A paper published by the FCA has challenged conventional wisdom by suggesting the level of UK corporate bond market liquidity may have increased, rather than decreased, in the years since the financial crisis.

An occasional paper on the subject, published today by the regulator (March 17), acknowledged bond markets “pose specific liquidity challenges for investors”, but asserted liquidity in the UK corporate fixed income space had not decreased following the financial crash.

The findings from authors Matteo Aquilina and Felix Suntheim, who work in the FCA chief economist’s department, come despite the watchdog itself having increased scrutiny of the area in recent years, amid concerns that regulatory changes had led banks to pull back from the market.

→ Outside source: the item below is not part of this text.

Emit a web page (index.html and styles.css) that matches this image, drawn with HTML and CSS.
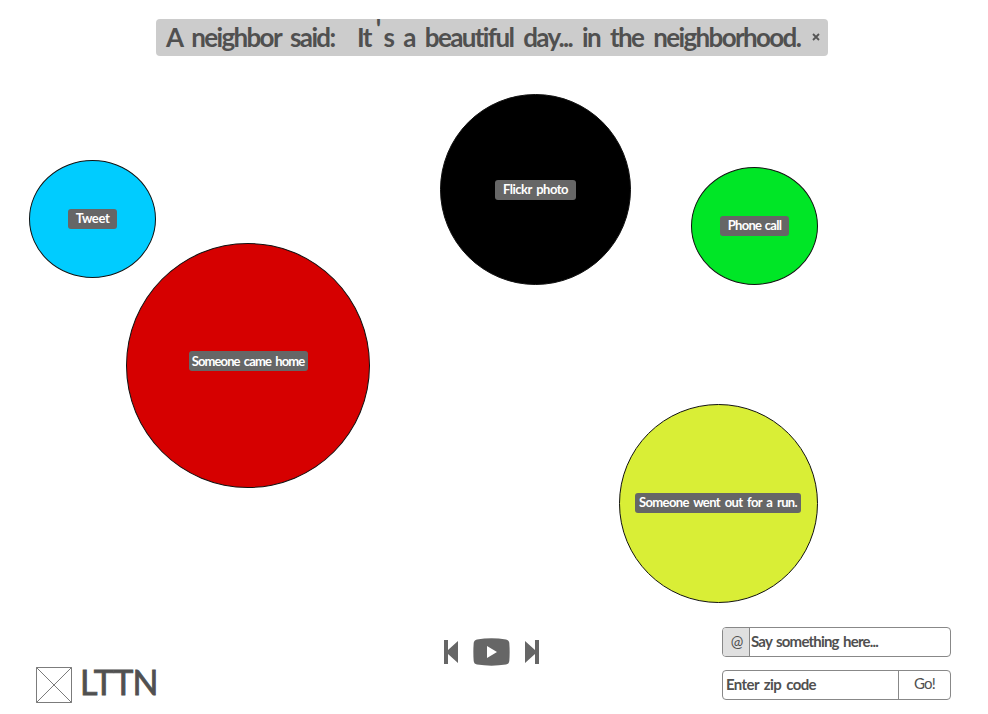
FILE: index.html
```html
<!DOCTYPE html>
<html lang="en">
<head>
<meta charset="utf-8">
<title>LTTN</title>
<link rel="stylesheet" href="styles.css">
</head>
<body>
<div class="page">
  <header class="alert">
    <span class="alert-who">A neighbor said:</span>
    <span class="alert-text">It<span class="apostrophe">'</span>s a beautiful day... in the neighborhood.</span>
    <svg class="close" viewBox="0 0 8 8"><path d="M1 1L7 7M7 1L1 7"/></svg>
  </header>

  <main class="canvas">
    <div class="bubble tweet"><span class="tag">Tweet</span></div>
    <div class="bubble home"><span class="tag">Someone came home</span></div>
    <div class="bubble flickr"><span class="tag">Flickr photo</span></div>
    <div class="bubble phone"><span class="tag">Phone call</span></div>
    <div class="bubble run"><span class="tag">Someone went out for a run.</span></div>
  </main>

  <footer class="footer">
    <div class="brand">
      <svg class="placeholder" viewBox="0 0 37 37"><path d="M.5 .5H36.5V36.5H.5ZM.5 .5L36.5 36.5M36.5 .5L.5 36.5"/></svg>
      <span class="logo">LTTN</span>
    </div>
    <div class="player">
      <svg width="16" height="26" viewBox="0 0 16 26"><path d="M1 1H5V11L15 2V24L5 15V25H1Z"/></svg>
      <svg width="37" height="28" viewBox="0 0 37 28"><path fill-rule="evenodd" d="M4 1.500Q18.500 -.8 33 1.500Q36 2 36.300 5Q37 14 36.300 23Q36 26 33 26.500Q18.500 28.800 4 26.500Q1 26 .7 23Q0 14 .7 5Q1 2 4 1.500ZM14 8V20L24 14Z"/></svg>
      <svg width="16" height="26" viewBox="0 0 16 26"><path d="M15 1H11V11L1 2V24L11 15V25H15Z"/></svg>
    </div>
    <div class="forms">
      <div class="field">
        <span class="at">@</span>
        <span class="say">Say something here...</span>
      </div>
      <div class="field">
        <span class="zip">Enter zip code</span>
        <span class="go">Go!</span>
      </div>
    </div>
  </footer>
</div>
</body>
</html>
```
FILE: styles.css
```css
* { box-sizing: border-box; }
body {
  margin: 0;
  background: #fff;
  color: #505050;
  font-family: Lato, "Liberation Sans", sans-serif;
}
.page {
  position: relative;
  width: 988px;
  height: 714px;
  padding-top: 19px;
  display: flex;
  flex-direction: column;
  justify-content: space-between;
  overflow: hidden;
}
.alert {
  position: relative;
  z-index: 1;
  width: 672px;
  height: 37px;
  margin-left: 156px;
  padding: 0 8px 2px 10px;
  display: flex;
  align-items: center;
  background: #ccc;
  border-radius: 4px;
  font-size: 26px;
  font-weight: 700;
  line-height: 34px;
  letter-spacing: -1.65px;
  white-space: nowrap;
}
.alert-who { width: 191px; word-spacing: 5px; }
.alert-text { width: 455px; word-spacing: 5.3px; }
.apostrophe { position: relative; top: -9px; margin: 0 4px 0 5px; }
.close { width: 8px; height: 8px; flex: none; fill: none; stroke: #555; stroke-width: 1.800; }

.canvas { position: absolute; inset: 0; }
.bubble {
  position: absolute;
  display: flex;
  align-items: center;
  justify-content: center;
  border: 1px solid #111;
  border-radius: 50%;
}
.tweet { left: 29px; top: 160px; width: 127px; height: 118px; background: #00ccff; }
.home { left: 126px; top: 243px; width: 244px; height: 245px; padding-bottom: 9px; background: #d60000; }
.flickr { left: 440px; top: 94px; width: 191px; height: 191px; background: #000; }
.phone { left: 691px; top: 167px; width: 127px; height: 118px; background: #00e626; }
.run { left: 619px; top: 404px; width: 199px; height: 199px; padding: 0 1px 1px 0; background: #d9ee36; }
.tag {
  height: 20px;
  border-radius: 3px;
  background: #666;
  color: #fff;
  font-size: 13px;
  font-weight: 700;
  line-height: 18px;
  text-align: center;
  white-space: nowrap;
}
.tweet .tag { width: 49px; letter-spacing: -.4px; }
.home .tag { width: 119px; letter-spacing: -.9px; word-spacing: 2px; line-height: 20px; }
.flickr .tag { width: 81px; letter-spacing: -.5px; word-spacing: 2px; }
.phone .tag { width: 69px; letter-spacing: -.7px; word-spacing: 1px; }
.run .tag { width: 166px; letter-spacing: -.6px; word-spacing: 2px; }

.footer {
  position: relative;
  height: 87px;
  padding: 0 37px 0 36px;
  display: grid;
  grid-template-columns: 407px 279px 229px;
}
.brand { padding-top: 40px; display: flex; }
.placeholder { width: 36px; height: 36px; fill: none; stroke: #777; stroke-width: 1; }
.logo {
  margin: -5px 0 0 8px;
  font-size: 34px;
  font-weight: 400;
  line-height: 40px;
  letter-spacing: -.6px;
  -webkit-text-stroke: .8px #505050;
}
.player { height: 49px; display: flex; align-items: center; gap: 14px; fill: #666; }
.forms { display: flex; flex-direction: column; gap: 13px; }
.field {
  width: 229px;
  height: 30px;
  display: flex;
  border: 1px solid #888;
  border-radius: 4px;
  overflow: hidden;
  font-size: 15px;
  font-weight: 700;
  line-height: 27px;
  white-space: nowrap;
}
.at { width: 27px; padding-left: 2px; background: #e0e0e0; border-right: 1px solid #888; text-align: center; font-weight: 400; }
.say { padding-left: 1px; letter-spacing: -.8px; word-spacing: 1.500px; }
.zip { width: 175px; padding-left: 3px; letter-spacing: -.6px; word-spacing: 2px; }
.go { flex: 1; border-left: 1px solid #888; text-align: center; line-height: 24px; font-weight: 400; letter-spacing: -.8px; }
```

The amount held in corporate bonds by UK dealers fell from £400bn in mid-2008 to just £250bn at the end of 2014, the paper said.

But the authors noted there had been “no corresponding drop in liquidity in the UK’s £2.5tn corporate bond markets”, according to transaction data the FCA published today alongside the paper.

“In fact, aside from a relatively brief period immediately after the crisis, illiquidity has been decreasing to very low levels,” they added.

“In numerical terms, roundtrip costs – a reliable indicator of liquidity – had declined from a peak of around 0.5 per cent in 2009, to 0.1 per cent at the end of 2014.”

Similarly, neither surges in US treasury yields at the time of 2013’s “taper tantrum” nor the 2014 Treasury “flash crash” appeared to have made a “noticeable impact” on bond liquidity, according to the data.

The paper suggested banks “may have reacted to costlier capital with less proprietary trading but this has not, in turn, affected their market making activity in such a way as to impact liquidity”.

“The other, more speculative, possibility is that recent changes in technology and data analysis are today allowing dealers to manage their portfolios more efficiently, meaning they are able to provide similar levels of liquidity with smaller inventories,” it added.

The work noted, however, that it could be some time before there was a “definitive conclusion” on the subject, adding: “while liquidity in the past is a comfort, it is not a guarantee of its presence in the future.

“When everyone is rushing from a crowded room for the same exit doors, crushes ensue.”